• **Collected material**
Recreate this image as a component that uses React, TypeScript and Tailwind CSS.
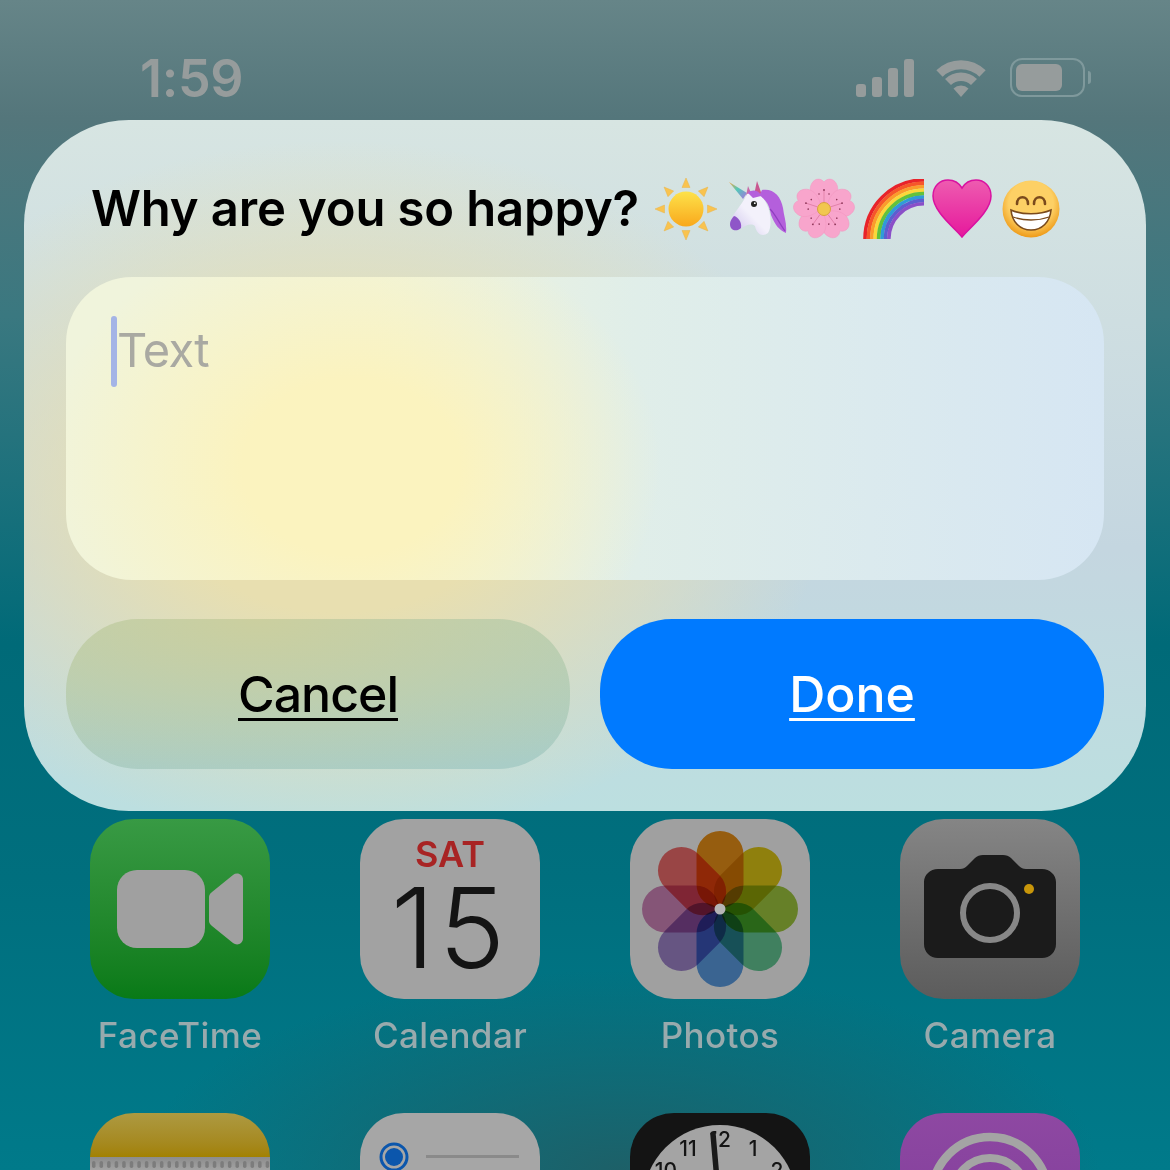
import type React from "react"

const sans = "font-['Inter','Liberation_Sans',sans-serif]"

function Wifi() {
  return (
    <svg width={50} height={38} viewBox="0 0 50 38" fill="none" stroke="#969c9c">
      <path d="M3.5 14.5A30.5 30.5 0 0 1 46.5 14.5" strokeWidth={9} />
      <path d="M12 23A18.5 18.5 0 0 1 38 23" strokeWidth={8.5} />
      <path d="M25 38L17.5 29.5A11 11 0 0 1 32.5 29.5Z" fill="#969c9c" stroke="none" />
    </svg>
  )
}

function Signal() {
  return (
    <div className="flex items-end gap-[6px]">
      <div className="h-[13px] w-[10px] rounded-[3px] bg-[#969c9c]" />
      <div className="h-[20px] w-[10px] rounded-[3px] bg-[#969c9c]" />
      <div className="h-[29px] w-[10px] rounded-[3px] bg-[#969c9c]" />
      <div className="h-[38px] w-[10px] rounded-[3px] bg-[#969c9c]" />
    </div>
  )
}

function Battery() {
  return (
    <div className="ml-[2px] flex items-center gap-[3px]">
      <div className="h-[39px] w-[75px] rounded-[12px] border-2 border-[#7f999c] p-[4px]">
        <div className="h-full w-[46px] rounded-[6px] bg-[#969c9c]" />
      </div>
      <div className="h-[13px] w-[3px] rounded-r-[3px] bg-[#7f999c]" />
    </div>
  )
}

function Sun() {
  return (
    <svg width={62} height={62} viewBox="0 0 62 62">
      <defs>
        <linearGradient id="sunFill" x1="0" y1="0" x2="0" y2="1">
          <stop offset="0" stopColor="#fde24a" />
          <stop offset="1" stopColor="#f9a81c" />
        </linearGradient>
      </defs>
      {[0, 45, 90, 135, 180, 225, 270, 315].map((a) => (
        <path key={a} d="M31 0L35 9.5H27Z" fill="#f9c34f" stroke="#e8b54a" strokeWidth={0.5} transform={`rotate(${a} 31 31)`} />
      ))}
      <circle cx={31} cy={31} r={17.5} fill="url(#sunFill)" />
    </svg>
  )
}

function Unicorn() {
  return (
    <svg width={58} height={56} viewBox="0 0 58 56">
      <defs>
        <linearGradient id="horn" x1="0" y1="0" x2="1" y2="1">
          <stop offset="0" stopColor="#f4a542" />
          <stop offset="0.45" stopColor="#52c8b8" />
          <stop offset="1" stopColor="#a872e0" />
        </linearGradient>
        <linearGradient id="uniFace" x1="1" y1="0" x2="0" y2="1">
          <stop offset="0.5" stopColor="#f3f1fb" />
          <stop offset="1" stopColor="#c9bdea" />
        </linearGradient>
      </defs>
      <path d="M0 1L18 12L14 18Z" fill="url(#horn)" />
      <path d="M19 5L23 14L17 15Z" fill="#c76aa8" />
      <path d="M28 0L33 14L25 14Z" fill="#c9578f" />
      <path d="M33 9C44 7 52 15 54 27C55 36 58 42 57 52C50 49 46 44 42 34C40 22 36 18 30 15Z" fill="#b45fdc" />
      <path d="M41 28C47 34 50 42 56 50" fill="none" stroke="#8f3fc0" strokeWidth={1.2} />
      <path d="M18 13C26 10 34 14 38 24C42 32 43 46 39 52C34 56 28 54 26 45C22 42 17 44 11 48C6 50 1 48 1 42C2 34 12 26 18 13Z" fill="url(#uniFace)" />
      <path d="M5 35C9 36 13 41 12 47C8 51 1 50 1 43C1 40 3 37 5 35Z" fill="#8f56c8" />
      <circle cx={25} cy={23} r={3} fill="#222" />
      <circle cx={25.8} cy={22.2} r={0.9} fill="#fff" />
      <path d="M19 12C23 8 30 9 32 15L24 17Z" fill="#b45fdc" />
    </svg>
  )
}

function Blossom() {
  return (
    <svg width={64} height={62} viewBox="-32 -31 64 62">
      {[0, 72, 144, 216, 288].map((a) => (
        <g key={a} transform={`rotate(${a})`}>
          <path d="M0 -3C-11 -8 -17 -18 -12 -26C-9 -31 -3 -31 0 -27C3 -31 9 -31 12 -26C17 -18 11 -8 0 -3Z" fill="#f8a5cc" stroke="#f296c0" strokeWidth={0.5} />
          <path d="M0 -7L0 -19" stroke="#d66e98" strokeWidth={0.6} />
          <circle cx={0} cy={-19} r={0.9} fill="#8d3758" />
          <circle cx={-5} cy={-15} r={0.8} fill="#8d3758" />
          <circle cx={5} cy={-15} r={0.8} fill="#8d3758" />
        </g>
      ))}
      <circle r={6.5} fill="#f1c74f" stroke="#d9a040" strokeWidth={1} />
    </svg>
  )
}

function Rainbow() {
  const bands = ["#e8232a", "#f6562a", "#fb9c2c", "#fbd83a", "#62c23c", "#2f9bd8", "#5b5fd0", "#8a4fc8"]
  return (
    <svg width={62} height={60} viewBox="0 0 62 60" fill="none">
      {bands.map((c, i) => {
        const r = 59 - i * 3.4
        return <path key={c} d={`M${62 - r} 60A${r} ${r} 0 0 1 62 ${60 - r}`} stroke={c} strokeWidth={3.6} />
      })}
    </svg>
  )
}

function Heart() {
  return (
    <svg width={60} height={60} viewBox="0 0 60 60">
      <defs>
        <linearGradient id="heartFill" x1="0" y1="0" x2="0" y2="1">
          <stop offset="0" stopColor="#ee5cb0" />
          <stop offset="1" stopColor="#e6189c" />
        </linearGradient>
      </defs>
      <path d="M30 58C24 50 1 33 1 17C1 7 8 1 16 1C22 1 27 4 30 9C33 4 38 1 44 1C52 1 59 7 59 17C59 33 36 50 30 58Z" fill="url(#heartFill)" stroke="#d911a0" strokeWidth={1.5} />
    </svg>
  )
}

function Grin() {
  return (
    <svg width={58} height={58} viewBox="0 0 58 58">
      <defs>
        <radialGradient id="grinFill" cx="0.5" cy="0.4" r="0.6">
          <stop offset="0.65" stopColor="#fdd065" />
          <stop offset="1" stopColor="#ee9a18" />
        </radialGradient>
      </defs>
      <circle cx={29} cy={29} r={28.5} fill="url(#grinFill)" />
      <path d="M15 24C15 15 26 15 26 24M32 24C32 15 43 15 43 24" fill="none" stroke="#7a4a1c" strokeWidth={2.6} strokeLinecap="round" />
      <path d="M9 30C20 35 38 35 49 30C48 42 40 50 29 50C18 50 10 42 9 30Z" fill="#fff" stroke="#7a4a1c" strokeWidth={1.6} />
      <path d="M11 37C22 41 36 41 47 37" fill="none" stroke="#7a4a1c" strokeWidth={1.3} />
    </svg>
  )
}

function Tile({ className, children }: { className: string; children?: React.ReactNode }) {
  return <div className={`h-[180px] w-[180px] overflow-hidden rounded-[44px] ${className}`}>{children}</div>
}

function FaceTime() {
  return (
    <Tile className="flex items-center justify-center gap-[4px] bg-gradient-to-b from-[#389a44] to-[#087a17]">
      <div className="h-[78px] w-[88px] rounded-[20px] bg-[#a0a0a0]" />
      <svg width={34} height={72} viewBox="0 0 34 72">
        <path d="M0 24C0 22 1 21 3 19L24 2C28 -1 34 1 34 7V65C34 71 28 73 24 70L3 53C1 51 0 50 0 48Z" fill="#a0a0a0" />
      </svg>
    </Tile>
  )
}

function Calendar() {
  return (
    <Tile className={`flex flex-col items-center bg-[#a2a2a2] ${sans}`}>
      <div className="mt-[15px] h-[40px] text-[36px] font-semibold leading-[40px] text-[#a82424]">SAT</div>
      <div className="text-[112px] font-light leading-[106px] tracking-[4px] text-[#141414]">15</div>
    </Tile>
  )
}

const petals = ["#f09418", "#e4cc14", "#a2cc40", "#66cc98", "#5ca0e8", "#a288d0", "#d488be", "#f46e6e"]

function Photos() {
  return (
    <Tile className="bg-[#a0a0a0]">
      <svg width={180} height={180} viewBox="-90 -90 180 180">
        {petals.map((c, i) => (
          <path
            key={c}
            d="M-23.5 -54.5A23.5 23.5 0 0 1 23.5 -54.5V-24.5A23.5 23.5 0 0 1 -23.5 -24.5Z"
            fill={c}
            className="mix-blend-multiply"
            transform={`rotate(${i * 45})`}
          />
        ))}
        <circle r={5.5} fill="#b5b5b5" />
      </svg>
    </Tile>
  )
}

function Camera() {
  return (
    <Tile className="bg-gradient-to-b from-[#858585] to-[#5c5c5c]">
      <svg width={180} height={180} viewBox="0 0 180 180">
        <path d="M38 50H60C63 50 65 49 67 47L75 39C77 37 80 36 83 36H103C106 36 109 37 111 39L119 47C121 49 123 50 126 50H142C150 50 156 56 156 63V125C156 133 150 139 142 139H38C30 139 24 133 24 125V63C24 56 30 50 38 50Z" fill="#1b1b1b" />
        <circle cx={90} cy={94} r={27} fill="none" stroke="#878787" strokeWidth={6} />
        <circle cx={129} cy={70} r={5} fill="#c8960a" />
      </svg>
    </Tile>
  )
}

function Notes() {
  return (
    <Tile className="flex flex-col">
      <div className="h-[44px] shrink-0 bg-gradient-to-b from-[#ad9a40] to-[#a28100]" />
      <div className="h-[136px] bg-[#a5a5a5] bg-gradient-to-b from-[#8c8c8c] to-[#a5a5a5] to-[14px]">
        <svg width={180} height={10} viewBox="0 0 180 10" className="mt-[3px]">
          {Array.from({ length: 24 }, (_, i) => (
            <rect key={i} x={2 + i * 7.55} y={1} width={3.5} height={7} rx={1.7} fill="#7c7c7c" />
          ))}
        </svg>
      </div>
    </Tile>
  )
}

function Reminders() {
  return (
    <Tile className="bg-[#a6a6a6]">
      <svg width={180} height={180} viewBox="0 0 180 180">
        <circle cx={34} cy={44} r={13} fill="none" stroke="#0b56ac" strokeWidth={3} />
        <circle cx={34} cy={44} r={9} fill="#0b56ac" />
        <rect x={66} y={42} width={93} height={3} fill="#8a8a8a" />
      </svg>
    </Tile>
  )
}

function Clock() {
  return (
    <Tile className="bg-[#141414]">
      <svg width={180} height={180} viewBox="0 0 180 180" fontFamily="Inter, Liberation Sans, sans-serif" fontWeight={500}>
        <circle cx={90} cy={89} r={77} fill="#a4a4a4" />
        <text x={58} y={43} fontSize={21} fill="#141414" textAnchor="middle">11</text>
        <text x={90} y={34} fontSize={21} fill="#141414" textAnchor="middle">12</text>
        <text x={123} y={43} fontSize={21} fill="#141414" textAnchor="middle">1</text>
        <text x={36} y={65} fontSize={21} fill="#141414" textAnchor="middle">10</text>
        <text x={147} y={65} fontSize={21} fill="#141414" textAnchor="middle">2</text>
        <path d="M83 21L89 90" stroke="#a4a4a4" strokeWidth={9} />
        <path d="M83 21L89 90" stroke="#1a1a1a" strokeWidth={5.5} strokeLinecap="round" />
      </svg>
    </Tile>
  )
}

function Podcasts() {
  return (
    <Tile className="bg-gradient-to-b from-[#8e48a2] to-[#7c3a98]">
      <svg width={180} height={180} viewBox="0 0 180 180" fill="none" stroke="#a4a4a4">
        <circle cx={90} cy={82} r={58} strokeWidth={8.5} />
        <circle cx={90} cy={82} r={37} strokeWidth={8} />
      </svg>
    </Tile>
  )
}

function AppIcon({ icon, label }: { icon: React.ReactNode; label?: string }) {
  return (
    <div className="flex h-[294px] flex-col items-center">
      {icon}
      {label && <div className="mt-[15px] whitespace-nowrap text-[35px] font-medium leading-[42px] tracking-[0.4px] text-[#98aaad]">{label}</div>}
    </div>
  )
}

export default function App() {
  return (
    <div className={`relative h-[1170px] w-[1170px] overflow-hidden bg-[radial-gradient(ellipse_480px_200px_at_620px_1170px,#1d6068,transparent),linear-gradient(180deg,#668588_0%,#54767b_10%,#3a7880_27%,#006a78_55%,#006f7e_75%,#007a8a_100%)] ${sans}`}>
      <div className="flex h-[120px] items-start justify-between pl-[140px] pr-[79px] pt-[49px]">
        <div className="text-[52px] font-semibold leading-[60px] tracking-[-0.3px] text-[#969c9c]">1:59</div>
        <div className="mt-[9px] flex items-center gap-[22px]">
          <Signal />
          <Wifi />
          <Battery />
        </div>
      </div>

      <div className="mx-[24px] flex h-[691px] flex-col rounded-[105px] bg-[radial-gradient(ellipse_490px_350px_at_315px_370px,#e8dfb0_35%,transparent),linear-gradient(180deg,#d7e5e2_0%,#c4d6e0_62%,#bcdfe0_100%)] px-[42px] pt-[56px]">
        <div className="ml-[25px] flex h-[66px] items-center">
          <span className="text-[49px] font-semibold leading-[60px] tracking-[-0.15px] text-black">Why are you so happy?</span>
          <div className="ml-[16px] flex items-center">
            <Sun />
            <div className="ml-[12px]"><Unicorn /></div>
            <div className="ml-[5px]"><Blossom /></div>
            <div className="ml-[6px]"><Rainbow /></div>
            <div className="ml-[8px]"><Heart /></div>
            <div className="ml-[10px]"><Grin /></div>
          </div>
        </div>

        <div className="mt-[35px] flex h-[303px] items-start rounded-[66px] bg-[radial-gradient(ellipse_310px_250px_at_285px_190px,#fbf3bf_35%,transparent),linear-gradient(90deg,#f0f4dc_0%,#f0f4dc_30%,#e0eee9_55%,#d6e6f3_100%)] pl-[45px] pt-[39px]">
          <div className="h-[71px] w-[6px] rounded-[3px] bg-[#a4b4e6]" />
          <span className="mt-[3px] text-[47px] leading-[62px] tracking-[-0.8px] text-[#a9a9a2]">Text</span>
        </div>

        <div className="mt-[39px] flex gap-[30px]">
          <button className="h-[150px] flex-1 rounded-[72px] bg-[radial-gradient(ellipse_480px_170px_at_190px_0px,#cbcf9f,transparent),linear-gradient(180deg,#b6cfb8,#a9cdc7)] text-[50px] font-medium tracking-[-1px] text-black underline decoration-[3px] underline-offset-[6px]">
            Cancel
          </button>
          <button className="h-[150px] flex-1 rounded-[72px] bg-[#007aff] text-[50px] font-medium text-white underline decoration-[3px] underline-offset-[6px]">
            Done
          </button>
        </div>
      </div>

      <div className="mt-[8px] grid grid-cols-[180px_180px_180px_180px] gap-x-[90px] px-[90px]">
        <AppIcon icon={<FaceTime />} label="FaceTime" />
        <AppIcon icon={<Calendar />} label="Calendar" />
        <AppIcon icon={<Photos />} label="Photos" />
        <AppIcon icon={<Camera />} label="Camera" />
        <AppIcon icon={<Notes />} />
        <AppIcon icon={<Reminders />} />
        <AppIcon icon={<Clock />} />
        <AppIcon icon={<Podcasts />} />
      </div>
    </div>
  )
}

• **The problem**
Extract, from the material above, each line holding the word "React".

• **Solution**
Recreate this image as a component that uses React, TypeScript and Tailwind CSS.
import type React from "react"
function Tile({ className, children }: { className: string; children?: React.ReactNode }) {
function AppIcon({ icon, label }: { icon: React.ReactNode; label?: string }) {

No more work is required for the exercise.